Isn't noise in the data going to dominate output size of lossless compression? Wouldn't linguistics and vision be better off with direct measurements of predictive strength?
(author here)
Recents events in ML make me feel about 2/3 vindicated of the claims made in the book. Based on the book's ideas, I began training LLMs based on large corpora in the early 2010s, well before it was "cool". I figured out that LLMs could scale to giga-parameter complexity without overfitting, and that the concepts developed under this training would be reusable for other tasks (I called this the Reusability Hypothesis, to emphasize that it was deeply non-obvious; other terms like "self-supervision" are more common in the literature).
I missed on two related points. Technically, I did not think DNNs would scale up forever; I thought that they would hit some barrier, and the engineers would not be able to debug the problem because of the black-box nature of DNNs. Philosophically, I wanted this work to resemble classical empirical science in that the humans involved should achieve a high degree of knowledge relating to the material. In the case of LLMs, I wanted researchers (including myself) to develop understanding of key concepts in linguistics such as syntax, semantics, morphology, etc.
This style of research actually worked! I built a statistical parser without using any labelled training data! And I did learn a ton about syntax by building these models.

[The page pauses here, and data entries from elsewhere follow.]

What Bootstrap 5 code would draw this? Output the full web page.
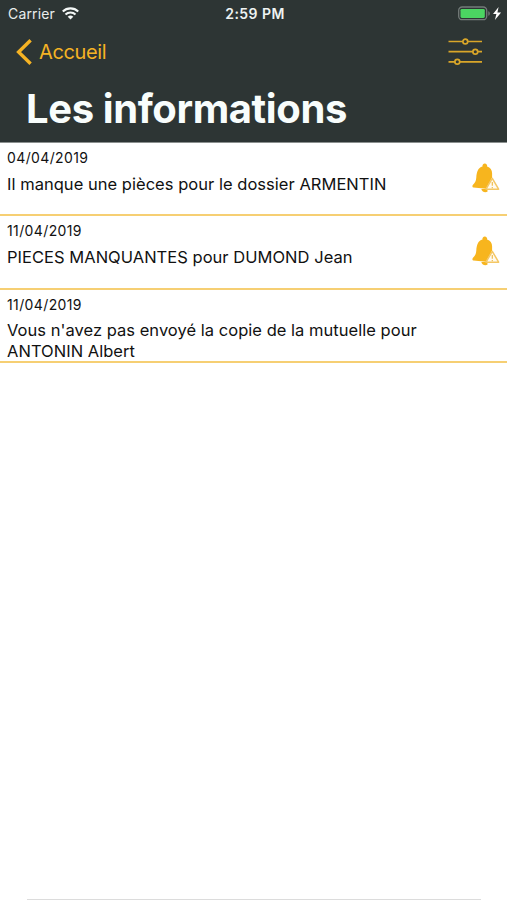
<!DOCTYPE html>
<html lang="fr">
<head>
<meta charset="utf-8">
<meta name="viewport" content="width=device-width, initial-scale=1">
<title>Les informations</title>
<link href="https://cdn.jsdelivr.net/npm/bootstrap@5.3.0/dist/css/bootstrap.min.css" rel="stylesheet">
<style>
body{font-family:Inter,"Liberation Sans",sans-serif;color:#111;background:#fff;height:900px;overflow:hidden}
svg{display:block}
.top{background:#2d3534;height:143px;flex:none;border-bottom:1px solid #8b908f}
.status{height:27px;padding:0 5px 0 8px;color:#e9eded;font-size:14px}
.carrier{letter-spacing:.15px}
.wifi{margin-left:7px}
.clock{font-weight:600;font-size:14px;letter-spacing:.45px;color:#eef3f2}
.side{flex:1 1 0}
.tools{height:49px;padding:1px 25px 0 15px}
.back{color:#f5b324;font-size:20px;letter-spacing:-.38px;text-decoration:none;line-height:24px}
.label{padding-left:6px}
.title{font-size:40px;line-height:48px;font-weight:700;color:#f8fdfc;letter-spacing:-.4px;margin:0;padding:9px 0 0 26px}
.list-group-flush>.info,.list-group-flush>.info:last-child{height:73.4px;padding:6px 7px 0;border:0;border-bottom:2px solid #f6cf73;background:#fff;color:#111}
.date{font-size:14px;line-height:17px;letter-spacing:.38px}
.msg{font-size:16.5px;line-height:20.5px;letter-spacing:.03px;margin-top:7.5px;width:430px}
.bell{margin-top:14px}
.endline{height:1px;margin:0 26px 0 27px;background:#dcdcdc}
</style>
</head>
<body class="d-flex flex-column">
<header class="top">
  <div class="status d-flex align-items-center">
    <div class="side d-flex align-items-center"><span class="carrier">Carrier</span>
      <svg class="wifi" width="17" height="13" viewBox="0 0 17 13" fill="none" stroke="#f4f8f7" stroke-width="2.1"><path d="M.8 4.500a11 11 0 0 1 15.400 0M3.500 7.500a7.200 7.200 0 0 1 10 0"/><path d="M8.500 12.600 5.700 9.800a4 4 0 0 1 5.600 0z" fill="#f4f8f7" stroke="none"/></svg>
    </div>
    <span class="clock">2:59 PM</span>
    <div class="side d-flex justify-content-end align-items-center">
      <svg width="44" height="15" viewBox="0 0 44 15"><rect x=".7" y="1" width="28" height="12.7" rx="3.5" fill="none" stroke="#737b79" stroke-width="1.3"/><rect x="2.5" y="2.9" width="24.3" height="9" rx="1.4" fill="#4bd562"/><path d="M30.3 5.2c2 .5 2 4 0 4.5z" fill="#737b79"/><path d="M40.6 1 35 8h3.400l-1.500 6 6.200-7.500h-3.700z" fill="#fff"/></svg>
    </div>
  </div>
  <nav class="tools d-flex align-items-center justify-content-between">
    <a href="#" class="back d-flex align-items-center">
      <svg width="18" height="28" viewBox="0 0 18 28" fill="none" stroke="#f5b324" stroke-width="3.4"><path d="M15.600 2.200 3.600 14l12 11.800"/></svg>
      <span class="label">Accueil</span>
    </a>
    <svg width="34" height="28" viewBox="0 0 34 28" fill="#2d3534" stroke="#d9a629" stroke-width="1.7"><path d="M.5 3.500h34M.5 13.700h34M.5 23.800h34"/><circle cx="17.300" cy="3.500" r="2.400"/><circle cx="27.300" cy="13.700" r="2.400"/><circle cx="9.300" cy="23.800" r="2.400"/></svg>
  </nav>
  <h1 class="title">Les informations</h1>
</header>
<svg class="d-none"><defs><g id="bell"><path d="M12.800.5a2.400 2.400 0 0 1 2.300 3c3.200 1 5 3.600 5 7v4L14 25.800 1.500 24.600C.2 24.400.1 22.800 1 21.800c2-2 3-3.600 3.300-7.300.3-5.300 1.600-9.800 6.200-11A2.400 2.400 0 0 1 12.800.5z" fill="#f7b51e"/><path d="M9.300 26h5.500l1 2.200c-2 2-5.500 1.200-6.500-2.200z" fill="#f7b51e"/><path d="M20.300 15.300 14 26.200h12.600z" fill="#fffaf0" stroke="#f4c765" stroke-width="1.500" stroke-linejoin="round"/><path d="M20.300 19v3.800M20.300 24v1.200" stroke="#f0bd4c" stroke-width="1.200"/></g></defs></svg>
<main class="list-group list-group-flush">
  <article class="list-group-item info d-flex justify-content-between">
    <div><div class="date">04/04/2019</div><div class="msg">Il manque une pièces pour le dossier ARMENTIN</div></div>
    <svg class="bell" width="28" height="32" viewBox="0 0 28 32"><use href="#bell"/></svg>
  </article>
  <article class="list-group-item info d-flex justify-content-between">
    <div><div class="date">11/04/2019</div><div class="msg">PIECES MANQUANTES pour DUMOND Jean</div></div>
    <svg class="bell" width="28" height="32" viewBox="0 0 28 32"><use href="#bell"/></svg>
  </article>
  <article class="list-group-item info">
    <div class="date">11/04/2019</div><div class="msg">Vous n'avez pas envoyé la copie de la mutuelle pour ANTONIN Albert</div>
  </article>
</main>
<div class="endline mt-auto"></div>
</body>
</html>
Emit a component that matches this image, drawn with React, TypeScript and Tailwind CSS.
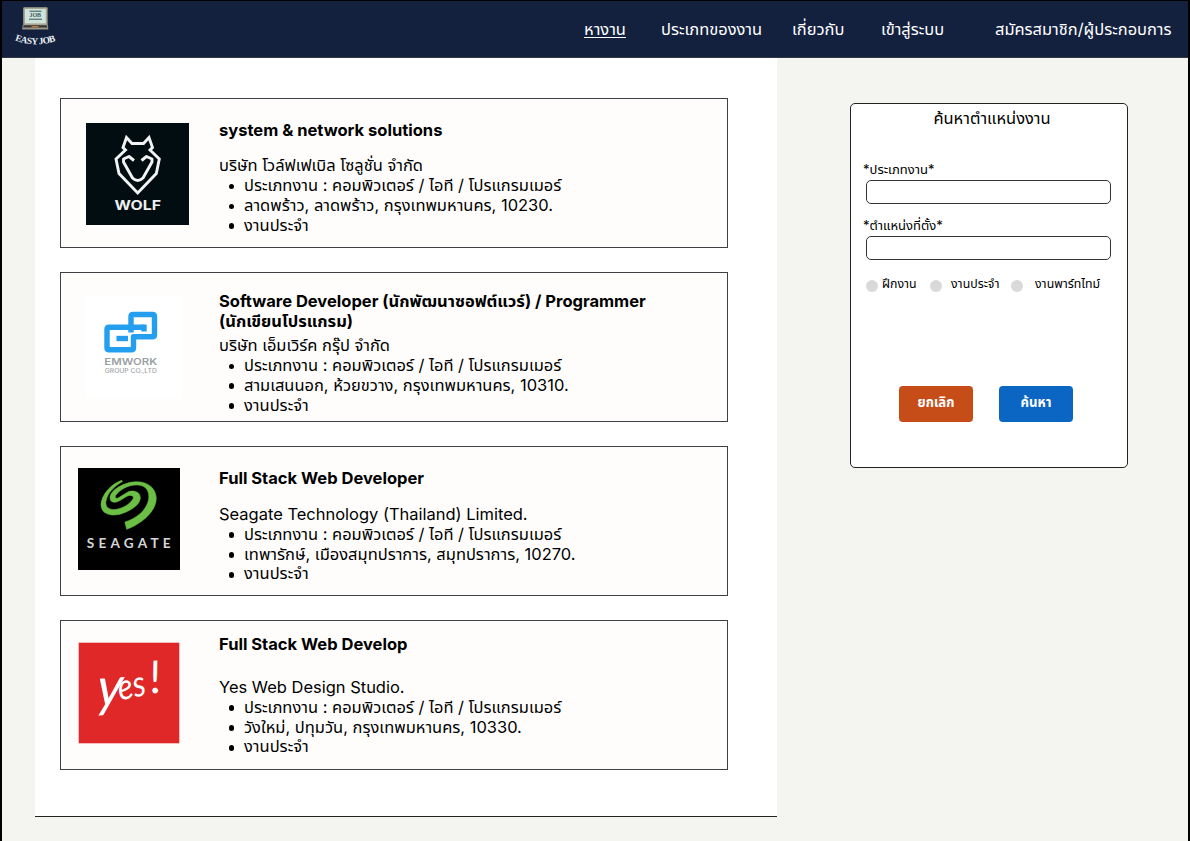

One nice insight was that the PCFG is a bad formalism for grammar; I wrote about this here:
https://ozoraresearch.wordpress.com/2017/03/17/chuckling-a-b...
Obviously, I feel into the "Bitter Lesson" trap described by Rich Sutton. The DNNs can scale up, and can improve up their understanding much faster than a group of human researchers can.
One funny memory is that in 2013 I went to CVPR and told a bunch of CV researchers that they should give up on modeling P(L|I) - label given image - and just model P(I) instead - the probability of an image. They weren't too happy to hear that. I'm not sure that approach has yet taken over the CV world, but based on the overwhelming success of GPT in the NLP world, I'm sure it's just a matter of time.
In hindsight, I regret the emphasis I placed on the keyword "compression". To me, compression is a nice and rigorous way to compare models, with a built-in Occam's principle. But "compression" means many different things to different people. The important idea is that we're modeling very large unlabelled datasets, using the most natural objective metric in this setting.
edit: I used the wrong name in reference to the Bitter Lesson idea, here is the essay: http://www.incompleteideas.net/IncIdeas/BitterLesson.html
Scientific models are causal. Compression is a condition on association.
I don't really know what more needs to be said here.